Title: Re: How do they manage so many addresses?
Post by: espringe on August 08, 2014, 01:20:34 PM
Never worked with hashmaps before, does anyone have any good resources. i  cannot seem to find a platform to manipulate to make something similar so it appears i am going to have to go at it alone and from the ground up.

The "hash" part is an implementation detail. It might be a "map" (e.g. C++), a "hashmap" (e.g. Java), a "dict" (e.g. Python) or an "object" (e.g. Javascript).  Basically anything that gives O(log n) lookup or better will be fine


Title: Re: How do they manage so many addresses?
Post by: DarkHyudrA on August 08, 2014, 01:25:13 PM
The JavaDoc on Oracle should give enough examples on how to use a HashMap.
And trust me, it's ridiculously simple that's why no one is answering you.


Title: Re: How do they manage so many addresses?
Post by: rarkenin on August 09, 2014, 12:17:43 PM
I could write up a Java-based program that does what you need. PM me if interested, with more specific details.


Title: Re: How do they manage so many addresses?
Post by: The Ferox on August 11, 2014, 12:32:23 AM
I could write up a Java-based program that does what you need.
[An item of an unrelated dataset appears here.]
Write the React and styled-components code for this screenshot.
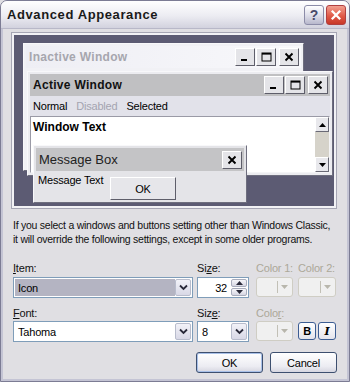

PM me if interested, with more specific details.

What kind of price are you talking?


Title: Re: How do they manage so many addresses?
Post by: rarkenin on August 11, 2014, 12:42:19 AM
If I can be flexible with a timeframe (a month or two, as I'm a student with a rough schedule) then as little as 0.1 to 0.2 BTC. Please PM me with specific details.


Title: Re: How do they manage so many addresses?
Post by: kerimk2 on August 11, 2014, 12:43:54 AM
I don't think they store the addresses in a wallet, they just bulk generate maybe using a php script or something, and insert into a mysql database, so that the owner can search by address name. Also you could make a script to check all of the addresses in the mysql database, to check for any new transactions.